*The exercise*. Count how many lines hold the string "with". Give that number alone.

*Available data*.
==========

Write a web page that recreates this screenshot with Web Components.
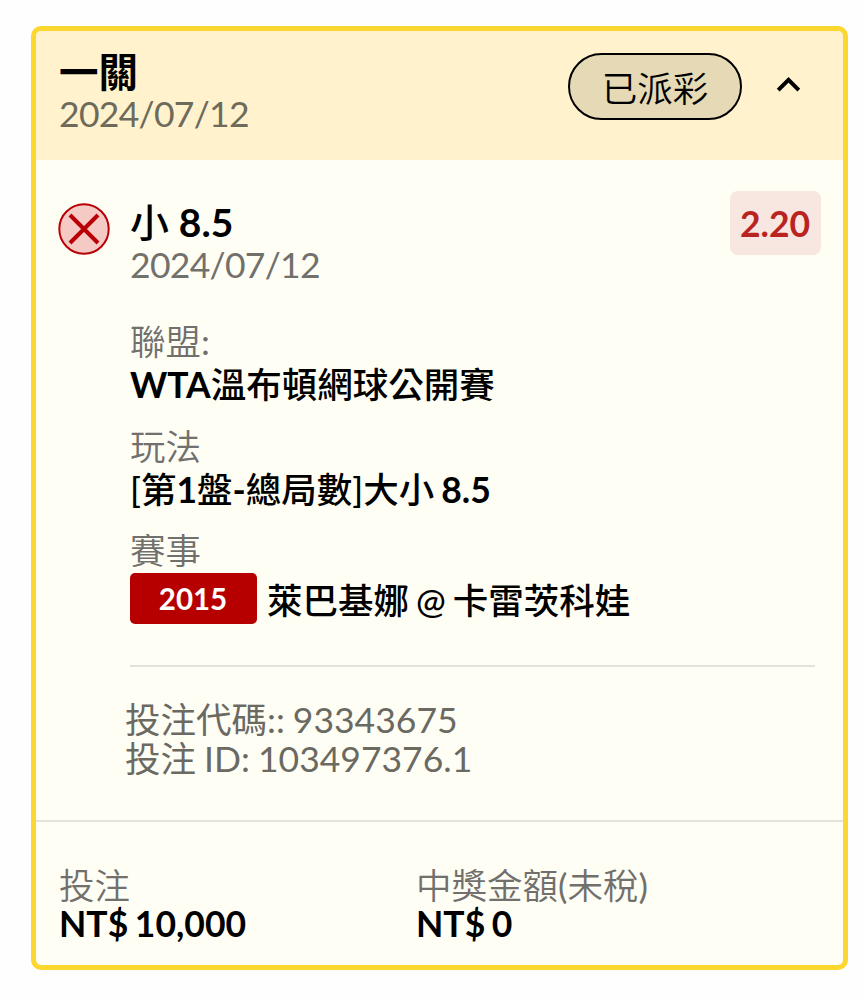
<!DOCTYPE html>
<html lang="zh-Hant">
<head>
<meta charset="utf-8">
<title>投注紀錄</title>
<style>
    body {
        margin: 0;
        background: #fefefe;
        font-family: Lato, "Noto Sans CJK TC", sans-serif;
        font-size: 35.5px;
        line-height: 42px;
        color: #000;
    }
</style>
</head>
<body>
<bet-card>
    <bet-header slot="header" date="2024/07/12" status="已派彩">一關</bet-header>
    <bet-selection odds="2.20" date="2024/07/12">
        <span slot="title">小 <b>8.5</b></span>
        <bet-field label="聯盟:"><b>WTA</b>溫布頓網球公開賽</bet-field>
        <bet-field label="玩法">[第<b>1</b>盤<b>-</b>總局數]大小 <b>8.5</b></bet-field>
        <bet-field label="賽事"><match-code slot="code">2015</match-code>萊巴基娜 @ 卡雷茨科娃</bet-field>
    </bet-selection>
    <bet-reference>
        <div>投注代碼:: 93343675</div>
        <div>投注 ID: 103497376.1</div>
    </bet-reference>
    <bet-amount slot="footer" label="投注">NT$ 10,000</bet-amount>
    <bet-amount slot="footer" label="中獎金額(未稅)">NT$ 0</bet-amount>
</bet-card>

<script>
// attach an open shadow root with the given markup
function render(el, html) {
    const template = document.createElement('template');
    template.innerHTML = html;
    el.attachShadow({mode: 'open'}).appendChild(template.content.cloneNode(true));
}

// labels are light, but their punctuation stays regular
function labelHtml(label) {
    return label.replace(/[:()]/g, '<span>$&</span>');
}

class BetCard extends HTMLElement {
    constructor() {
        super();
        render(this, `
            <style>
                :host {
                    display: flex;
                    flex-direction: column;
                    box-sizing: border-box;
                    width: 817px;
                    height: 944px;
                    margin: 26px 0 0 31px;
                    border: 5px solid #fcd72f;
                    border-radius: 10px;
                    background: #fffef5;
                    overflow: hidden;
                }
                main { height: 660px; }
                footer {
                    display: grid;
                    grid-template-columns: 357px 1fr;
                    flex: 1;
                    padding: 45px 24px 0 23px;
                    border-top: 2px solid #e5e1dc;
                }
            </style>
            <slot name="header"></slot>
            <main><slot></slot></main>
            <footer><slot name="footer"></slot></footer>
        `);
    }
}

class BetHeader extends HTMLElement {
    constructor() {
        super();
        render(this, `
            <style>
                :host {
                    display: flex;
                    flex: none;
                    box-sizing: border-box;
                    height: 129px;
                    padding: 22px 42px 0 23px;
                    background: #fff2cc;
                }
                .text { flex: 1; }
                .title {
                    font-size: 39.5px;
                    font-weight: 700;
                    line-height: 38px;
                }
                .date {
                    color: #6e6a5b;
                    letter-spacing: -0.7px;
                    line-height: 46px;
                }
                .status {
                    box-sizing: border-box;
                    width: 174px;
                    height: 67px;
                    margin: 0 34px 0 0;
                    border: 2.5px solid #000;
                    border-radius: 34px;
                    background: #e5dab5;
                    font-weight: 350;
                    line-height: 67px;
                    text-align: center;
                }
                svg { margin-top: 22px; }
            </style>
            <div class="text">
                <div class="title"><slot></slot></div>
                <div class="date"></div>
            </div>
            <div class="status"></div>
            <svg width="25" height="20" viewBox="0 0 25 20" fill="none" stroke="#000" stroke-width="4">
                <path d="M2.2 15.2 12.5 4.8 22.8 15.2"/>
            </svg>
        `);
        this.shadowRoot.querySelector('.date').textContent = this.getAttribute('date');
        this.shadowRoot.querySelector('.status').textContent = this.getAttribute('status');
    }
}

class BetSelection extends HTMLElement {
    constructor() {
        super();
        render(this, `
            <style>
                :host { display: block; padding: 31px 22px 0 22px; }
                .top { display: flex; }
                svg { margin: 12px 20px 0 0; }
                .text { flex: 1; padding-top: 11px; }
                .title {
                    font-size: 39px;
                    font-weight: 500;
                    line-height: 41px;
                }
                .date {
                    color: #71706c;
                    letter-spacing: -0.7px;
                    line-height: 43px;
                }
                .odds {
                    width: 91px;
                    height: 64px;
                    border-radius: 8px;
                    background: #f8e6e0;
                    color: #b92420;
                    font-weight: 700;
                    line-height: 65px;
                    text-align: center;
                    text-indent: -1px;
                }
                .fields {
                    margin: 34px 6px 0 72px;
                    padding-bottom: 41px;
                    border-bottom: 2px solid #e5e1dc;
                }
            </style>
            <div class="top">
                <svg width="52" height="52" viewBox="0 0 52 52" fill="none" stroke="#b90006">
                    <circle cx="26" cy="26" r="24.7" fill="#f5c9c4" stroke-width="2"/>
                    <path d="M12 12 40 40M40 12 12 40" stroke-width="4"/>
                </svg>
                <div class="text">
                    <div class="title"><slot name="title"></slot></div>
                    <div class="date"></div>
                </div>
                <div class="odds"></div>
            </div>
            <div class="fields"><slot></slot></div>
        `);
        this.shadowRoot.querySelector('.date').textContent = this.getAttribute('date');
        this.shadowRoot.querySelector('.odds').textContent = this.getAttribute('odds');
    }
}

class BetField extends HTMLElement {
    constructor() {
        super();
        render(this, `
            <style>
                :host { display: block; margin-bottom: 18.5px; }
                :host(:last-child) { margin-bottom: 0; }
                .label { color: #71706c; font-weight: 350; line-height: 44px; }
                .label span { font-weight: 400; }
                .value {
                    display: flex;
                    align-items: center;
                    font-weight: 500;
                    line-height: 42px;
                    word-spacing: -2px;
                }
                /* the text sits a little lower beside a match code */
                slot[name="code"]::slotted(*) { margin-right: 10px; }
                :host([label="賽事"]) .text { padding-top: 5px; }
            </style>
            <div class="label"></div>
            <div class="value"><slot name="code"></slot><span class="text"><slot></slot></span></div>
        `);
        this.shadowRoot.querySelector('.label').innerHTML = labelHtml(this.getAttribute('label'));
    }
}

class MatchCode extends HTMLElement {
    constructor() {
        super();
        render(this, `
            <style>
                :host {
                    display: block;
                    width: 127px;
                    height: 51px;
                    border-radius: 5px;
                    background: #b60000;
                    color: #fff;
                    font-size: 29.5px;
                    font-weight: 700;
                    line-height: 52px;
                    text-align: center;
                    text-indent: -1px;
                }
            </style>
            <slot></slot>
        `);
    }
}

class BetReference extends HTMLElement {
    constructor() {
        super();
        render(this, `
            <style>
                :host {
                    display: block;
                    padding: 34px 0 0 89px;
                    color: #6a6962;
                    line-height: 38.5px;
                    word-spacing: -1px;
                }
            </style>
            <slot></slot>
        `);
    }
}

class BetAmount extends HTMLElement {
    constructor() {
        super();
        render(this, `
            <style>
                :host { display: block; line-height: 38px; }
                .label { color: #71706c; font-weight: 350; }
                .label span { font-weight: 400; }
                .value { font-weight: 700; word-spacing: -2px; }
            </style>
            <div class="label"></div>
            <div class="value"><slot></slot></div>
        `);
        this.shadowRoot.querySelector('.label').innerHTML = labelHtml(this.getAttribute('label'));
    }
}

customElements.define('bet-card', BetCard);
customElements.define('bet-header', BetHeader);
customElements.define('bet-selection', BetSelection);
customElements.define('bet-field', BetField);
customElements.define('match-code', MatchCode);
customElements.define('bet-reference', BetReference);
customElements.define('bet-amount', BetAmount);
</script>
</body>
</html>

==========

*Result*. 2